Create a study plan based up the subject you have the most interest for. (Leftism in General or a particular philosopher)

Try to find out whats related to the subject and set up your sub subjects wich you will study the basics of to get a better background understanding of the main subject.

Research the basics of the main subject and ask around here for people and maybe you get the golden ticket and find a guy who knows his shit about it. Ask him or her anything and ask for sources and reading material.

Also this.

But my problem is that I don't find one specific thing that I want to master. I'm interested in economics, philosophy, politics, psychology, sociology, etc. I wouldn't like to study just one thing, I feel like that'd get tedious.

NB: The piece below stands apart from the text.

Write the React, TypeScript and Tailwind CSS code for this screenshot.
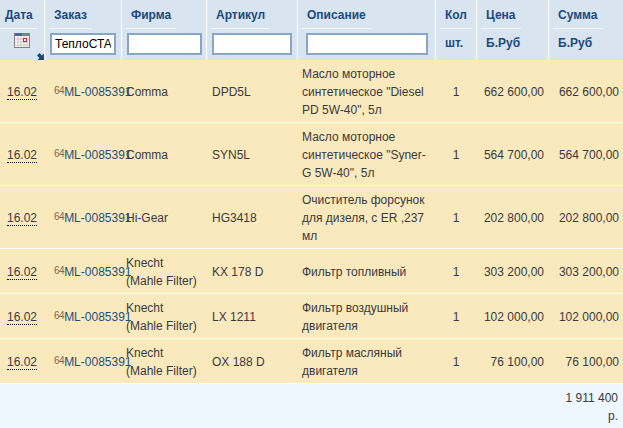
import React from 'react';

const rows = [
  { firm: ['Comma'], code: 'DPD5L', desc: ['Масло моторное', 'синтетическое "Diesel', 'PD 5W-40", 5л'], price: '662 600,00', tall: true },
  { firm: ['Comma'], code: 'SYN5L', desc: ['Масло моторное', 'синтетическое "Syner-', 'G 5W-40", 5л'], price: '564 700,00', tall: true },
  { firm: ['Hi-Gear'], code: 'HG3418', desc: ['Очиститель форсунок', 'для дизеля, с ER ,237', 'мл'], price: '202 800,00', tall: true },
  { firm: ['Knecht', '(Mahle Filter)'], code: 'KX 178 D', desc: ['Фильтр топливный'], price: '303 200,00', tall: false },
  { firm: ['Knecht', '(Mahle Filter)'], code: 'LX 1211', desc: ['Фильтр воздушный', 'двигателя'], price: '102 000,00', tall: false },
  { firm: ['Knecht', '(Mahle Filter)'], code: 'OX 188 D', desc: ['Фильтр масляный', 'двигателя'], price: '76 100,00', tall: false },
];

const gridCols = 'grid grid-cols-[44px_76px_84px_90px_137px_40px_71px_74px] gap-x-px';

const HeadCell: React.FC<{ label: string; className?: string; children?: React.ReactNode }> = ({ label, className, children }) => (
  <div className={`bg-[#d8e4f0] h-[60px] flex flex-col ${className ?? ''}`}>
    <div className="self-start h-[29px] px-[5px] pt-[8px] border-b border-[#f2f6fa] font-bold text-[#1c4a80] leading-[15px]">{label}</div>
    {children}
  </div>
);

const CalendarIcon = () => (
  <svg width="16" height="16" viewBox="0 0 16 16" className="block">
    <rect x="0" y="0" width="16" height="15" fill="#808080" />
    <rect x="1" y="3" width="14" height="11" fill="#fff" />
    <rect x="1" y="0.5" width="7" height="2" fill="#4a4fa8" />
    <path d="M1 6h14M1 9h14M1 12h14M4 3v11M7 3v11M10 3v11M13 3v11" stroke="#c4c4c4" strokeWidth="1" fill="none" />
    <rect x="9.5" y="5.5" width="3" height="3" fill="#fff" stroke="#b03030" />
  </svg>
);

const FilterInput: React.FC<{ value?: string; width: string }> = ({ value, width }) => (
  <input
    readOnly
    value={value ?? ''}
    className={`${width} h-[22px] mt-[4px] bg-white border-2 border-[#8aa5c4] px-[3px] text-[12px] text-black outline-none`}
  />
);

export default function App() {
  return (
    <div className="w-[623px] h-[428px] bg-[#eef6fe] overflow-hidden text-[12px] text-[#3a3a40]" style={{ fontFamily: '"Liberation Sans", Arial, sans-serif' }}>
      <div className={`${gridCols} bg-white`}>
        <HeadCell label="Дата" className="relative">
          <div className="ml-[14px] mt-[4px]"><CalendarIcon /></div>
          <svg width="7" height="7" viewBox="0 0 7 7" className="absolute left-[37px] bottom-0">
            <path d="M7 7H0.5L2.5 5L0 2.5L2.5 0L5 2.5L7 0.5z" fill="#0f4c81" />
          </svg>
        </HeadCell>
        <HeadCell label="Заказ" className="pl-[4px]">
          <FilterInput value="ТеплоСТА" width="w-[66px] ml-[1px]" />
        </HeadCell>
        <HeadCell label="Фирма" className="pl-[4px]">
          <FilterInput width="w-[75px] ml-[1px]" />
        </HeadCell>
        <HeadCell label="Артикул" className="pl-[4px]">
          <FilterInput width="w-[80px] ml-[1px]" />
        </HeadCell>
        <HeadCell label="Описание" className="pl-[4px]">
          <FilterInput width="w-[122px] ml-[4px]" />
        </HeadCell>
        <HeadCell label="Кол" className="pl-[4px]">
          <div className="pl-[5px] pt-[7px] font-bold text-[#1c4a80] leading-[15px]">шт.</div>
        </HeadCell>
        <HeadCell label="Цена" className="pl-[4px]">
          <div className="pl-[5px] pt-[7px] font-bold text-[#1c4a80] leading-[15px]">Б.Руб</div>
        </HeadCell>
        <HeadCell label="Сумма" className="pl-[4px]">
          <div className="pl-[5px] pt-[7px] font-bold text-[#1c4a80] leading-[15px]">Б.Руб</div>
        </HeadCell>
      </div>
      {rows.map((row, i) => (
        <div key={i} className={`${gridCols} items-center pt-[1px] bg-[#f9e9bd] border-b border-white ${row.tall ? 'h-[63px]' : 'h-[45px]'}`}>
          <div className="pl-[7px]">
            <span className="border-b border-dotted border-black leading-[14px] inline-block">16.02</span>
          </div>
          <div className="pl-[9px] whitespace-nowrap">
            <span className="text-[10px] tracking-[-0.5px] text-[#7a6a50] relative -top-[2px]">64</span>
            <span className="text-[#1d4f7c]">ML-0085391</span>
          </div>
          <div className="pl-[4px] leading-[18px] whitespace-nowrap">
            {row.firm.map(line => <div key={line}>{line}</div>)}
          </div>
          <div className="pl-[5px]">{row.code}</div>
          <div className="pl-[4px] leading-[18px] whitespace-nowrap">
            {row.desc.map(line => <div key={line}>{line}</div>)}
          </div>
          <div className="text-center">1</div>
          <div className="text-right pr-[4px]">{row.price}</div>
          <div className="text-right pr-[4px]">{row.price}</div>
        </div>
      ))}
      <div className="flex justify-end pt-[5px] pr-[5px] leading-[18px] text-right">
        <div>1 911 400<br />р.</div>
      </div>
    </div>
  );
}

Keep in mind, this is entirely so I can learn. Not in college or anything.I'm just someone who works seasonally, and so I figure I should learn. I mean its not like I'll ever use this knowledge.

Also
Yes! I agree. If I don't, I can't remember anything

I suppose I will start creating a study plan, though

You really need to start writing in cursive.

Why learn? Dont learn for the sake of learning youknow, its like reading a book for the sake of le look at me im smart for reading book hurr

Have you tried looking for the relationship between all those interests yet? Maybe you will find the guy who explains it in a way that will appeal to you. Or have you tried understanding why you enjoy those subjects? Pinpoint the aspect of it that appeals to you?

Read Zizek

You need at least Hegel, Marx, and Lacan intros for that.

Watch Zizek

What do you mean by this? What other reason could I possibly learn for?

I've read first as tragedy, and I tried to one of his bigger texts before I realized this is over my level

cursive is shit m8

Its a stupid sentence ignore it.

...

OK, you scared me quite a bit there tbh

I firmly disagree here. One should learn for the sake of one's self. Learning as an indulgence for your ego has nothing to do with trying to show off to others. Seeking to "master" any one subject is much more akin to this.

There is something to be said for focusing on singular topics, but knowledge is not the same as a trained skill. Learning one punch really well is not always better or more useful than being familiar with 1,000 types of punches.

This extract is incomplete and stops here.